We experienced no problems getting the included headphones to fit comfortably, but if you're going to bite the bullet on the NWZ-S710F Walkman, we recommend buying from a retailer that will let you return the player if the earphones feel awkward. Finding a comfortable pair of headphones can be difficult for many of us, and unfortunately, if the noise-canceling headphones bundled with the NWZ-S710F don't jive with your ears, you'll be missing out on one of the product's most valuable features.
Sony rates the battery life of the NWZ-S710F Walkman at 33 hours of audio playback and 8 hours of video, presumably with the noise-cancellation feature switched off. We'll update this review with our CNET Labs battery results once testing is complete.
Sony makes no claims of Mac compatibility with the NWZ-S710F series, but we're happy to report the player had no problem receiving files from our in-house MacBook. Ejecting the Walkman from a Mac isn't easy (it reconnects instantly), however, the player can be safely removed after shutting the computer down.
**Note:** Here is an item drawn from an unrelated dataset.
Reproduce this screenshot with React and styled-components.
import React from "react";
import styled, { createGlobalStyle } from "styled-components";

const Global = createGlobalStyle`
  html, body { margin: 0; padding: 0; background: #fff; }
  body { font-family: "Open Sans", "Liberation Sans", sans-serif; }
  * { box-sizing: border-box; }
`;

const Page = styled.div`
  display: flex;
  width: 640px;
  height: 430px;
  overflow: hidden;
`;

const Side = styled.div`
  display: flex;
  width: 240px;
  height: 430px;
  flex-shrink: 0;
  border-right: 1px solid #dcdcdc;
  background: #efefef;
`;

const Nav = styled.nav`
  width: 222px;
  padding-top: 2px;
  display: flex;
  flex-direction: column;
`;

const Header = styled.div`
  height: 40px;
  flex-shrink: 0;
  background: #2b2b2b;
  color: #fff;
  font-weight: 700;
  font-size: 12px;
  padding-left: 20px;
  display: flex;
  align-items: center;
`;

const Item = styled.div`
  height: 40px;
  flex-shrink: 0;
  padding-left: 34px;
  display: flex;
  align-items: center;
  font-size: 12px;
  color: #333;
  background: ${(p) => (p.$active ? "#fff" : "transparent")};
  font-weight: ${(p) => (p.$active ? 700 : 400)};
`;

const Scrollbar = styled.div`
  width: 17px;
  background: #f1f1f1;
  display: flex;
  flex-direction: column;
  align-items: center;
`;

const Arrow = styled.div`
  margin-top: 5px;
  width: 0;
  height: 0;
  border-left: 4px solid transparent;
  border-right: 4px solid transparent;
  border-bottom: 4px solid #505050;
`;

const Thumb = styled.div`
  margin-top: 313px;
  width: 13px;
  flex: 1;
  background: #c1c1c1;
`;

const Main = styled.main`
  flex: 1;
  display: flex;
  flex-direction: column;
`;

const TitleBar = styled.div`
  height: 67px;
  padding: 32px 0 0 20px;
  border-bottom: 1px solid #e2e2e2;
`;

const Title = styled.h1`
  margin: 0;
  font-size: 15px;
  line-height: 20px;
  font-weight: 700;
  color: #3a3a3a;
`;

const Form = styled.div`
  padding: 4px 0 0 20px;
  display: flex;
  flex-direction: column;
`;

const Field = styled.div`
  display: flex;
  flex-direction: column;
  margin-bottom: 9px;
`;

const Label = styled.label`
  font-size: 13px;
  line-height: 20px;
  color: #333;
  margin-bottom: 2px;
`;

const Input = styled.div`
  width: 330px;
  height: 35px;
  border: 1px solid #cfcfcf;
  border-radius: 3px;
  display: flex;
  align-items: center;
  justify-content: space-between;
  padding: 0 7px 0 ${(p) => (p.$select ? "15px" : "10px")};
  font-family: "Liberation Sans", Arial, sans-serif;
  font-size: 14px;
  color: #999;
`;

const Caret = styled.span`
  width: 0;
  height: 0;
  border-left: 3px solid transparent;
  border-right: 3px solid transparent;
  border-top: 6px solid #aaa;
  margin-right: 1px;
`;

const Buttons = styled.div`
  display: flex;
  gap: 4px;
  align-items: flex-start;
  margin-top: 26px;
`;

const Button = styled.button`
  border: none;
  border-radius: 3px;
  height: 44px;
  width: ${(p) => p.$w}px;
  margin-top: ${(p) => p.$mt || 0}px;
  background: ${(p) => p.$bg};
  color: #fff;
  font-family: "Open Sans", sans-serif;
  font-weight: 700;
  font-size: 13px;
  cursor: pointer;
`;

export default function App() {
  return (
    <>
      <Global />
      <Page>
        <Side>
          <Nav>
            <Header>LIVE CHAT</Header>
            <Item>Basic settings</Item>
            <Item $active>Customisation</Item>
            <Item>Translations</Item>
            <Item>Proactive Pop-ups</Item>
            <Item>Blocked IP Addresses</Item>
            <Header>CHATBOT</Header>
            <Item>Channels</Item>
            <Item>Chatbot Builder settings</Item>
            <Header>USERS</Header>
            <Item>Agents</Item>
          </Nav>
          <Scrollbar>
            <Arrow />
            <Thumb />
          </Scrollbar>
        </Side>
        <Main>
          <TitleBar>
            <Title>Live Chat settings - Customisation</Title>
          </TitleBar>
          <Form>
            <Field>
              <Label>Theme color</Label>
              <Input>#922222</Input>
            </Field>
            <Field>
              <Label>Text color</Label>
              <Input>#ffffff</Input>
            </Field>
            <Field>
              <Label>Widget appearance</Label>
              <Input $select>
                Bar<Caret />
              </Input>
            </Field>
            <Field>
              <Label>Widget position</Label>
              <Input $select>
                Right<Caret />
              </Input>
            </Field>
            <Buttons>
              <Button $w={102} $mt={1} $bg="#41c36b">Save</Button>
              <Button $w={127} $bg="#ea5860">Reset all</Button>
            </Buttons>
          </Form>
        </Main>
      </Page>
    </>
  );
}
These days, MP3 players come loaded with features such as Bluetooth, Wi-Fi, stopwatches, datebooks, video games, movie players, and even GPS navigation. On most days, however, our MP3 player's first feature is still its best, providing us a musical break from the stress or mundaneness of our lives. By integrating active noise-canceling headphones with the NWZ-S710F, Sony has not only created one of the best values in portable audio, the company has also shown a way to evolve the MP3 player concept without turning it into a smartphone.